A.  Indeed. Prescribed Costs, Access and Terms have not prevented many ISA products invested in an FTSE All Share tracker fund losing money over the last 12 years ie CAT regulations did not stop customers losing money in the longer term.

4. Q.  How will the proposals be funded? Has anyone worked out how many new staff will be required to achieve this new structure?

A.  We are not aware of what the costs might be but suspect these will be large. On the other side of the coin, it would appear to be a system which will provide jobs for unemployed people and that can only be commendable. No doubt the government has done its sums and worked out that the saving in benefits would outweigh the staff costs.

5. Q.  How will globalisation work when countries world wide have diverse fiscal and monetary policies? The euro-zone hasn't worked. What is the rationale therefore for an even larger entity with such diversity? How will consensus be achieved? Many still complain that basis upon which we went into Europe as flawed and ill-conceived. Does it make sense to build an even larger enterprise based on a premise which some argue was never viable? And why the reverence of all things large?

A. We do not know. In our opinion, it would be far better to focus on people rather than ever larger organisations. Smaller groups of people with day-to-day responsibility and encouraged to take an interest in promoting sound financial and regulatory conduct represents our preferred option.

6. Q.  FPC: one really has to question its independence. But even suggestions from respondents, for example, to have an independent chair and NEDS appointed by the Treasury cannot remove the inevitable conflicts that will arise. How will the Treasury make decisions about who to appoint? Will its decisions be independent of party politics?

A.  On the face of it, probably yes to the last query but this does not change the ongoing risk of a conflict of interest and the notion that layer upon layer of regulation combined with micromanagement by outsiders does not represent the optimal way to ensure financial stability as well as top quality products and services for customers.

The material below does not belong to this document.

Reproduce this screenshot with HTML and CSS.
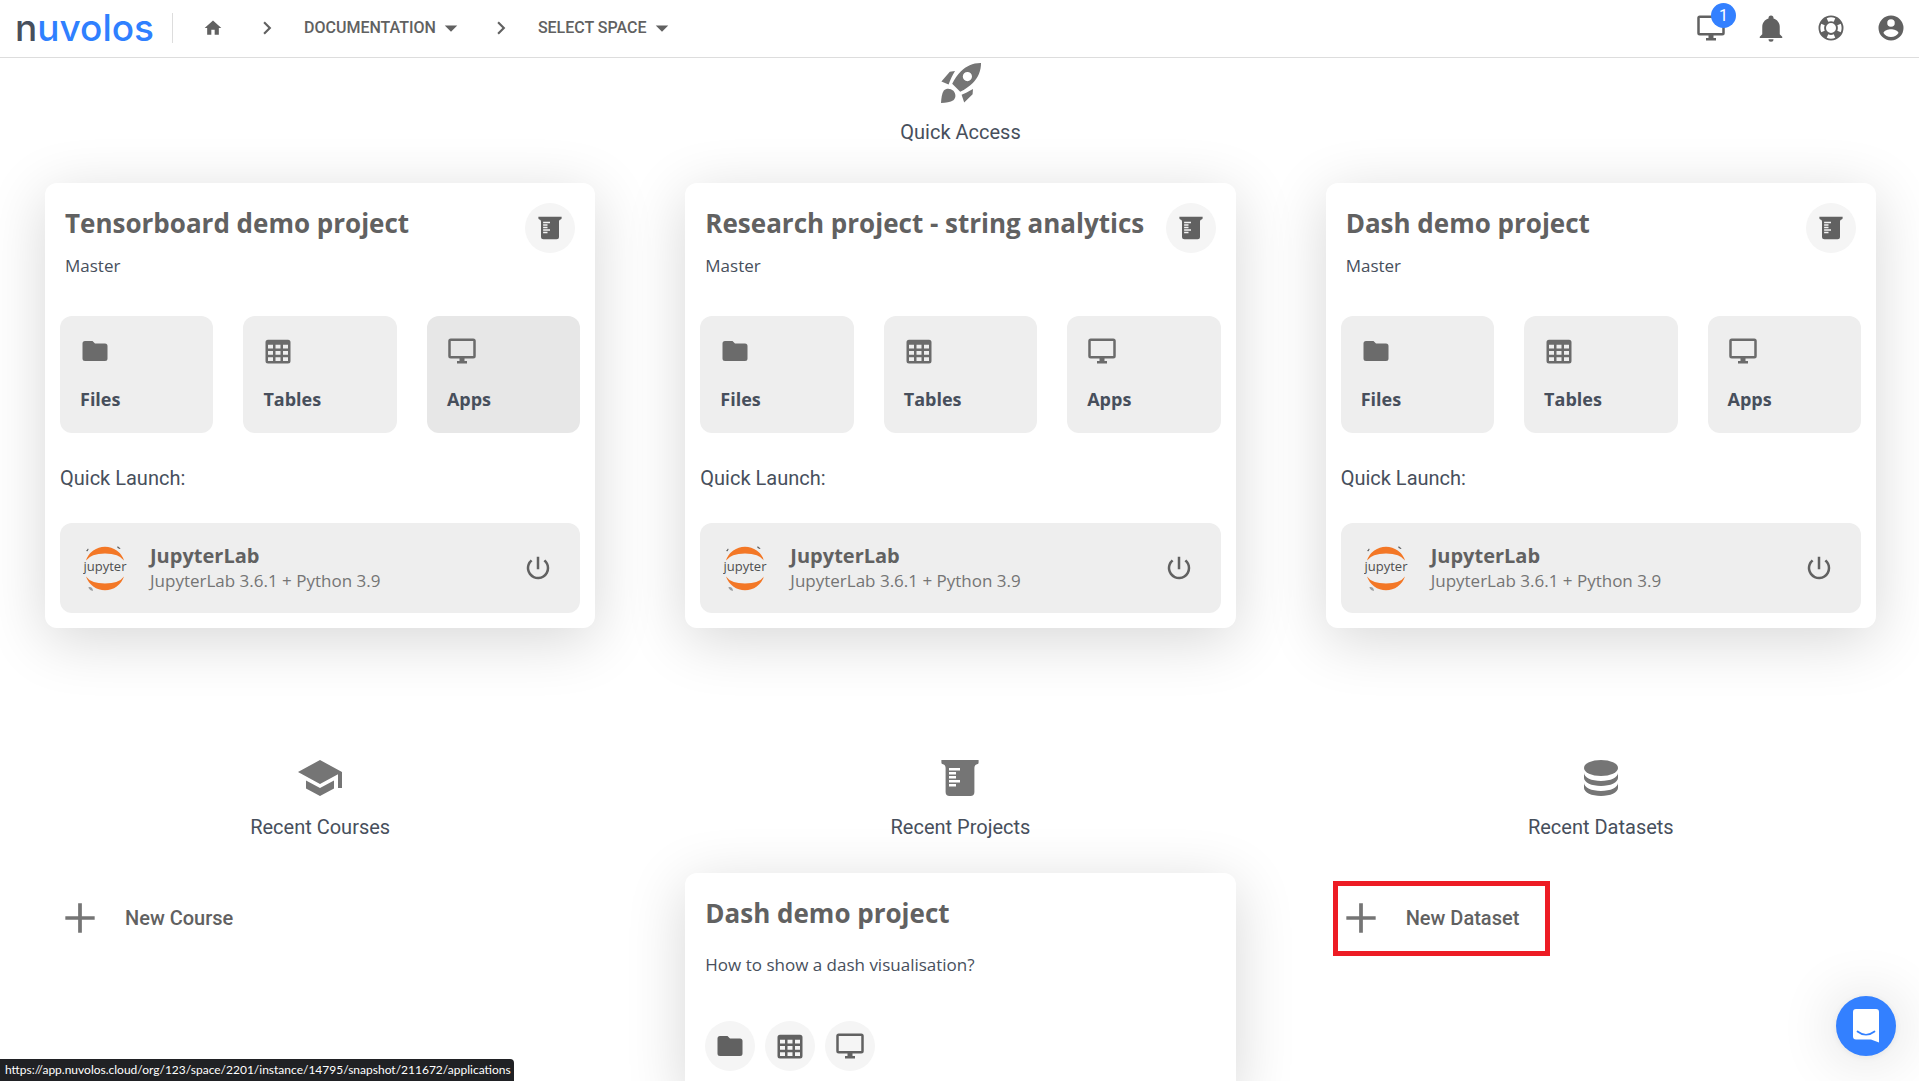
FILE: index.html
```html
<!DOCTYPE html>
<html lang="en">
<head>
<meta charset="utf-8">
<meta name="viewport" content="width=device-width, initial-scale=1">
<title>Nuvolos</title>
<link rel="stylesheet" href="styles.css">
</head>
<body>
<svg class="sprite" aria-hidden="true">
  <symbol id="home" viewBox="0 0 24 24"><path d="M10 20v-6h4v6h5v-8h3L12 3 2 12h3v8z"/></symbol>
  <symbol id="chevron" viewBox="0 0 24 24"><path d="M8.6 16.6L13.2 12 8.6 7.4 10 6l6 6-6 6z"/></symbol>
  <symbol id="caret" viewBox="0 0 24 24"><path d="M7 10l5 5 5-5z"/></symbol>
  <symbol id="monitor" viewBox="0 0 24 24"><path d="M21 16H3V4h18m0-2H3a2 2 0 0 0-2 2v12a2 2 0 0 0 2 2h7v2H8v2h8v-2h-2v-2h7a2 2 0 0 0 2-2V4a2 2 0 0 0-2-2z"/></symbol>
  <symbol id="bell" viewBox="0 0 24 24"><path d="M21 19v1H3v-1l2-2v-6c0-3.1 2-5.8 5-6.7V4a2 2 0 0 1 4 0v.3c3 .9 5 3.6 5 6.7v6l2 2m-7 2a2 2 0 0 1-4 0"/></symbol>
  <symbol id="lifebuoy" viewBox="0 0 24 24"><path d="M19.79 15.41c.95-2.17.95-4.65 0-6.83l-2.74 1.23c.6 1.38.6 2.99 0 4.37l2.74 1.23M15.42 4.21c-2.17-.95-4.66-.95-6.84 0l1.23 2.74c1.4-.6 2.99-.6 4.38 0l1.23-2.74M4.21 8.58c-.96 2.18-.96 4.67 0 6.84l2.74-1.24c-.6-1.39-.6-2.98 0-4.37L4.21 8.58m4.37 11.21c2.18.95 4.65.95 6.83 0l-1.23-2.74c-1.38.6-2.99.6-4.37 0l-1.23 2.74M12 2a10 10 0 1 1 0 20 10 10 0 0 1 0-20m0 6a4 4 0 1 0 0 8 4 4 0 0 0 0-8z"/></symbol>
  <symbol id="account" viewBox="0 0 24 24"><path d="M12 19.2c-2.5 0-4.71-1.28-6-3.2.03-2 4-3.1 6-3.1s5.97 1.1 6 3.1a7.23 7.23 0 0 1-6 3.2M12 5a3 3 0 1 1 0 6 3 3 0 0 1 0-6m0-3a10 10 0 1 0 0 20 10 10 0 0 0 0-20z"/></symbol>
  <symbol id="rocket" viewBox="0 0 24 24"><path fill-rule="evenodd" d="M22 2C18.2 1.9 14.6 3.5 12 6.1 10.2 7.9 8.8 10 7.6 12.4L11.6 16.4C14 15.2 16.1 13.8 17.9 12 20.5 9.4 22.1 5.800 22 2zM15.200 6.500a2.300 2.300 0 1 1 0 4.600 2.300 2.300 0 0 1 0-4.600zM9 6L6.400 6.400 2.200 11.200 5.800 12.700C6.700 10.300 7.700 8.200 9 6zM18 15C15.800 16.300 13.700 17.300 12.300 17.900L13.600 21.800 17.800 17.600zM3.400 15.800C2.400 17.300 2.200 19.500 2 22 4.500 21.800 6.700 21.600 8.200 20.600 9.600 19.400 9.500 17.400 8.200 15.900 6.700 14.600 4.700 14.500 3.400 15.800z"/></symbol>
  <symbol id="beaker" viewBox="0 0 24 24"><path fill-rule="evenodd" d="M2.700 3h18.600v1.200c0 .5-.3.800-.8.900-.9.200-1.300.9-1.300 1.900v12a2 2 0 0 1-2 2H6.800a2 2 0 0 1-2-2V7c0-1-.4-1.700-1.300-1.900C3 5 2.700 4.700 2.700 4.200zM6.500 7v1.200H12V7zM6.500 9v1.200h3.500V9zM6.500 11v1.200h3.500V11zM6.500 13v1.200H12V13zM6.500 15v1.200h3.500V15z"/></symbol>
  <symbol id="folder" viewBox="0 0 24 24"><path d="M10 4H4a2 2 0 0 0-2 2v12a2 2 0 0 0 2 2h16a2 2 0 0 0 2-2V8a2 2 0 0 0-2-2h-8z"/></symbol>
  <symbol id="table" viewBox="0 0 24 24"><path d="M4 3h16a2 2 0 0 1 2 2v15a2 2 0 0 1-2 2H4a2 2 0 0 1-2-2V5a2 2 0 0 1 2-2m0 4v3h4V7H4m6 0v3h4V7h-4m10 3V7h-4v3h4M4 12v3h4v-3H4m0 8h4v-3H4v3m6-8v3h4v-3h-4m0 8h4v-3h-4v3m10 0v-3h-4v3h4m0-8h-4v3h4z"/></symbol>
  <symbol id="power" viewBox="0 0 24 24"><path d="M13 3h-2v10h2zm4.830 2.170l-1.420 1.420A6.920 6.920 0 0 1 19 12a7 7 0 1 1-11.420-5.420L6.170 5.170A9 9 0 1 0 21 12c0-2.740-1.230-5.180-3.170-6.830z"/></symbol>
  <symbol id="school" viewBox="0 0 24 24"><path d="M12 3L1 9l11 6 9-4.900V17h2V9M5 13.200v4L12 21l7-3.800v-4L12 17z"/></symbol>
  <symbol id="database" viewBox="0 0 24 24"><ellipse cx="12" cy="7" rx="8.500" ry="4"/><path d="M3.500 9.500v2.500C3.500 14.200 7.300 16 12 16s8.500-1.800 8.500-4V9.500c0 2.200-3.800 4-8.500 4s-8.500-1.800-8.500-4zM3.500 14.500V17c0 2.200 3.800 4 8.500 4s8.500-1.800 8.500-4v-2.500c0 2.200-3.800 4-8.500 4s-8.500-1.800-8.500-4z"/></symbol>
  <symbol id="plus" viewBox="0 0 24 24"><path d="M10.600 1h2.800v9.600H23v2.800h-9.600V23h-2.800v-9.600H1v-2.800h9.600z"/></symbol>
  <symbol id="jupyter" viewBox="0 0 44 46">
    <path fill="#f37726" d="M3 15.500A20 20 0 0 1 41 15.500Q36 8.500 22 8.500T3 15.500zM3 31.500A20 20 0 0 0 41 31.500Q36 38.500 22 38.500T3 31.500z"/>
    <path fill="#616161" d="M3 6l2-2.500.6.800-1 2zM34 1.500l1.600.3 2 2-1 .3-2-1z"/><path fill="#9e9e9e" d="M5.500 42c2.500-.6 4.500 1 4.500 4-2-.2-4.500-2-4.500-4z"/>
    <text class="jupyter-word" x="22" y="26" text-anchor="middle">jupyter</text>
  </symbol>
</svg>

<div class="app">
  <header class="topbar">
    <a class="logo" href="#"><span class="logo-n">n</span>uvolos</a>
    <nav class="crumbs" aria-label="Breadcrumb">
      <a class="home" href="#" aria-label="Home"><svg class="icon-sm"><use href="#home"/></svg></a>
      <svg class="sep"><use href="#chevron"/></svg>
      <button class="crumb" type="button">DOCUMENTATION<svg class="caret"><use href="#caret"/></svg></button>
      <svg class="sep"><use href="#chevron"/></svg>
      <button class="crumb" type="button">SELECT SPACE<svg class="caret"><use href="#caret"/></svg></button>
    </nav>
    <div class="tools">
      <button class="tool" type="button" aria-label="Running apps"><svg class="icon"><use href="#monitor"/></svg><span class="badge">1</span></button>
      <button class="tool" type="button" aria-label="Notifications"><svg class="icon"><use href="#bell"/></svg></button>
      <button class="tool" type="button" aria-label="Help"><svg class="icon"><use href="#lifebuoy"/></svg></button>
      <button class="tool" type="button" aria-label="Account"><svg class="icon"><use href="#account"/></svg></button>
    </div>
  </header>

  <main class="content">
    <section class="quick">
      <div class="section-head"><svg class="icon-lg"><use href="#rocket"/></svg><h2>Quick Access</h2></div>
      <div class="columns">
        <article class="card">
          <div class="card-head">
            <div><h3>Tensorboard demo project</h3><p class="sub">Master</p></div>
            <button class="round" type="button" aria-label="Open project"><svg class="icon"><use href="#beaker"/></svg></button>
          </div>
          <div class="tiles">
            <a class="tile" href="#"><svg class="icon"><use href="#folder"/></svg>Files</a>
            <a class="tile" href="#"><svg class="icon"><use href="#table"/></svg>Tables</a>
            <a class="tile tile-active" href="#"><svg class="icon"><use href="#monitor"/></svg>Apps</a>
          </div>
          <p class="launch-label">Quick Launch:</p>
          <div class="launch">
            <svg class="jupyter"><use href="#jupyter"/></svg>
            <div class="launch-text"><h4>JupyterLab</h4><p>JupyterLab 3.6.1 + Python 3.9</p></div>
            <button class="power" type="button" aria-label="Start"><svg class="icon"><use href="#power"/></svg></button>
          </div>
        </article>
        <article class="card">
          <div class="card-head">
            <div><h3>Research project - string analytics</h3><p class="sub">Master</p></div>
            <button class="round" type="button" aria-label="Open project"><svg class="icon"><use href="#beaker"/></svg></button>
          </div>
          <div class="tiles">
            <a class="tile" href="#"><svg class="icon"><use href="#folder"/></svg>Files</a>
            <a class="tile" href="#"><svg class="icon"><use href="#table"/></svg>Tables</a>
            <a class="tile" href="#"><svg class="icon"><use href="#monitor"/></svg>Apps</a>
          </div>
          <p class="launch-label">Quick Launch:</p>
          <div class="launch">
            <svg class="jupyter"><use href="#jupyter"/></svg>
            <div class="launch-text"><h4>JupyterLab</h4><p>JupyterLab 3.6.1 + Python 3.9</p></div>
            <button class="power" type="button" aria-label="Start"><svg class="icon"><use href="#power"/></svg></button>
          </div>
        </article>
        <article class="card">
          <div class="card-head">
            <div><h3>Dash demo project</h3><p class="sub">Master</p></div>
            <button class="round" type="button" aria-label="Open project"><svg class="icon"><use href="#beaker"/></svg></button>
          </div>
          <div class="tiles">
            <a class="tile" href="#"><svg class="icon"><use href="#folder"/></svg>Files</a>
            <a class="tile" href="#"><svg class="icon"><use href="#table"/></svg>Tables</a>
            <a class="tile" href="#"><svg class="icon"><use href="#monitor"/></svg>Apps</a>
          </div>
          <p class="launch-label">Quick Launch:</p>
          <div class="launch">
            <svg class="jupyter"><use href="#jupyter"/></svg>
            <div class="launch-text"><h4>JupyterLab</h4><p>JupyterLab 3.6.1 + Python 3.9</p></div>
            <button class="power" type="button" aria-label="Start"><svg class="icon"><use href="#power"/></svg></button>
          </div>
        </article>
      </div>
    </section>

    <div class="columns recent">
      <section>
        <div class="section-head"><svg class="icon-lg"><use href="#school"/></svg><h2>Recent Courses</h2></div>
        <button class="new" type="button"><svg class="plus"><use href="#plus"/></svg>New Course</button>
      </section>
      <section>
        <div class="section-head"><svg class="icon-lg"><use href="#beaker"/></svg><h2>Recent Projects</h2></div>
        <article class="card">
          <div class="card-head"><div><h3>Dash demo project</h3><p class="sub sub-text">How to show a dash visualisation?</p></div></div>
          <div class="actions">
            <button class="round" type="button" aria-label="Files"><svg class="icon"><use href="#folder"/></svg></button>
            <button class="round" type="button" aria-label="Tables"><svg class="icon"><use href="#table"/></svg></button>
            <button class="round" type="button" aria-label="Apps"><svg class="icon"><use href="#monitor"/></svg></button>
          </div>
        </article>
      </section>
      <section>
        <div class="section-head"><svg class="icon-lg"><use href="#database"/></svg><h2>Recent Datasets</h2></div>
        <button class="new new-marked" type="button"><svg class="plus"><use href="#plus"/></svg>New Dataset</button>
      </section>
    </div>
  </main>

  <button class="chat" type="button" aria-label="Open chat">
    <svg class="chat-icon" viewBox="0 0 28 34"><path fill="#fff" d="M4 0h20a3 3 0 0 1 3 3v30.500L19 30.500H4a3 3 0 0 1-3-3V3a3 3 0 0 1 3-3z"/><path fill="none" stroke="#3380ff" stroke-width="1.700" stroke-linecap="round" d="M5.500 22.500q8.500 6.500 17 0"/></svg>
  </button>
  <div class="status">https://app.nuvolos.cloud/org/123/space/2201/instance/14795/snapshot/211672/applications</div>
</div>
</body>
</html>
```
FILE: styles.css
```css
* { box-sizing: border-box; }
body { margin: 0; background: #fff; color: #474f5c; font: 400 20px/24px Roboto, sans-serif; }
h2, h3, h4, p { margin: 0; font-weight: 400; }
button { border: 0; padding: 0; background: none; color: inherit; font: inherit; cursor: pointer; }
a { color: inherit; text-decoration: none; }
svg { display: block; fill: currentColor; flex: none; }

.sprite { display: none; }
.icon { width: 30px; height: 30px; }
.icon-lg { width: 48px; height: 48px; color: #757575; }

.app { position: relative; display: flex; flex-direction: column; height: calc(100vh - 7px); overflow: hidden; }

/* top bar */
.topbar { display: flex; align-items: center; flex: none; height: 58px; padding: 0 13px 2px 15px; border-bottom: 1px solid #ddd; color: #616161; background: #fff; z-index: 1; }
.logo { color: #2f80ff; font: 500 37px/48px Inter, sans-serif; }
.logo-n { color: #474f5c; }
.crumbs { display: flex; align-items: center; height: 30px; margin-left: 18px; padding-left: 30px; border-left: 1px solid #ddd; }
.icon-sm { width: 20px; height: 20px; }
.home { margin-right: 31px; }
.sep { width: 26px; height: 26px; margin-right: 24px; }
.crumb { display: flex; align-items: center; font-size: 16px; font-weight: 500; }
.crumb + .sep { margin-left: 22px; }
.caret { width: 30px; height: 30px; }
.tools { display: flex; gap: 30px; margin-left: auto; }
.tool { position: relative; }
.badge { position: absolute; top: -10px; right: -10px; width: 25px; height: 25px; border-radius: 50%; background: #3380ff; color: #fff; font-size: 16px; line-height: 25px; }

/* page */
.content { flex: 1; padding: 1px 43px 0 45px; }
.columns { display: grid; grid-template-columns: repeat(3, minmax(0, 1fr)); gap: 90px; }
.recent { margin-top: 126px; }
.section-head { display: flex; flex-direction: column; align-items: center; gap: 13px; }
.section-head h2 { font-size: 20px; line-height: 24px; }
.quick .section-head { margin-bottom: 39px; }
.recent .section-head { margin-bottom: 34px; }

/* cards */
.card { padding: 15px; border-radius: 12px; background: #fff; box-shadow: 0 12px 60px rgba(0, 0, 0, .16); }
.card-head { display: flex; justify-content: space-between; padding: 5px; }
.card-head h3 { margin-top: 2px; color: #616161; font: 700 26px/36px "Open Sans", sans-serif; }
.sub { margin-top: 13px; font: 400 17px/24px "Open Sans", sans-serif; }
.sub-text { margin-top: 22px; }
.round { display: grid; place-items: center; width: 50px; height: 50px; border-radius: 50%; background: #f5f5f5; color: #616161; }
.actions { display: flex; gap: 10px; padding: 39px 5px 9px; }

.tiles { display: grid; grid-template-columns: repeat(3, 1fr); gap: 30px; margin-top: 33px; }
.tile { padding: 20px 20px 22px; border-radius: 12px; background: #eee; font: 700 18px/24px "Open Sans", sans-serif; }
.tile .icon { margin-bottom: 21px; color: #6b6b6b; }
.tile-active { background: #e7e7e7; }

.launch-label { margin: 33px 0; }
.launch { display: flex; align-items: center; height: 90px; padding: 0 27px 0 23px; border-radius: 12px; background: #eee; color: #616161; }
.jupyter { width: 44px; height: 46px; }
.jupyter-word { fill: #4e4e4e; font: 400 13px "Open Sans", sans-serif; }
.launch-text { flex: 1; margin-left: 23px; }
.launch-text h4 { font: 700 20px/26px "Open Sans", sans-serif; }
.launch-text p { color: #757575; font: 400 17px/24px "Open Sans", sans-serif; }

.new { display: flex; align-items: center; gap: 29px; height: 75px; margin-top: 42px; padding: 0 26px 2px 19px; color: #616161; font-weight: 500; }
.new-marked { margin-left: 7px; padding-left: 7px; border: 5px solid #ed1c24; }
.plus { width: 32px; height: 32px; color: #757575; }
.recent .section-head:has(+ .new) { margin-bottom: 0; }

/* overlays */
.chat { position: absolute; right: 23px; bottom: 25px; display: grid; place-items: center; width: 60px; height: 60px; border-radius: 50%; background: #3380ff; box-shadow: 0 2px 60px rgba(0, 0, 0, .16), 0 1px 6px rgba(0, 0, 0, .06); }
.chat-icon { width: 28px; height: 34px; }
.status { position: absolute; left: 0; bottom: 0; padding: 0 3px 0 5px; border-radius: 0 4px 0 0; background: #202124; color: #fff; font: 400 12px/22px Lato, sans-serif; }
```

7. Q.  Valid objections to tri-partite governance of regulation between the FSA, HM Treasury and the Bank of England have been voiced since the 2008 crisis. With this in mind, is there any real difference in what is being proposed now with the FPC, the PRA and the FCA. And that is only at local level. What are the costs of ensuring a coherent interaction? Who will monitor this inter-action?

A.  Again more questions than answers. It all seems rather like bureaucracy for bureaucracy's sake—much centrally supplied by the EU to be subsumed into legislation ostensibly created by elected UK decision makers. Due to previous and often obscure treaties, this is doubtless legal but it is far less clear whether it is democratic.

8. Q.  The PRA will be authorised to judge safety and soundness of individual firms and to take supervisory and regulatory action. How can this authority exist independently of the FCA's supervisory role over conduct which is all too often the root of problems in firms?

A.  We do not know but we do see the distinct possibility that this will lead to confusion and higher costs without necessarily giving rise to meaningful benefits for the UK customer.


Whilst we agree that putting the Bank of England at the centre of the new regulatory model is good in principle, the proposals as they stand bring layer upon layer of new complexity so that it is difficult if not impossible to gauge potential benefits and almost certainly increased costs.

The success of the new framework will significantly depend on streamlined cooperation in order to bring improvements. Much will depend on the PRA and CPMA, in particular, and their ability to effectively regulate and cooperate without becoming overbearing.

We have real doubts about whether the changes outlined will actually result in measurable improvements and fear that, on the contrary, the new structure may prove fruitless in its quest to improve regulation and financial stability.

Over and above these issues remains the influx of EU-sourced regulation trickling into each and every aspect of our legislation. We are not advocates of the notion that "bigger is always better". In the context of financial regulation, it is our opinion that a proposal based on domestically agreed simple concepts of transparency along with the promotion of an active, competitive marketplace would represent a better option.

In recognising the unlikelihood of this occurring, we hope that the direction now seemingly being taken will result in a more stable, dynamic regulatory framework for the UK and one which supports its world class financial institutions and services rather than stifles them.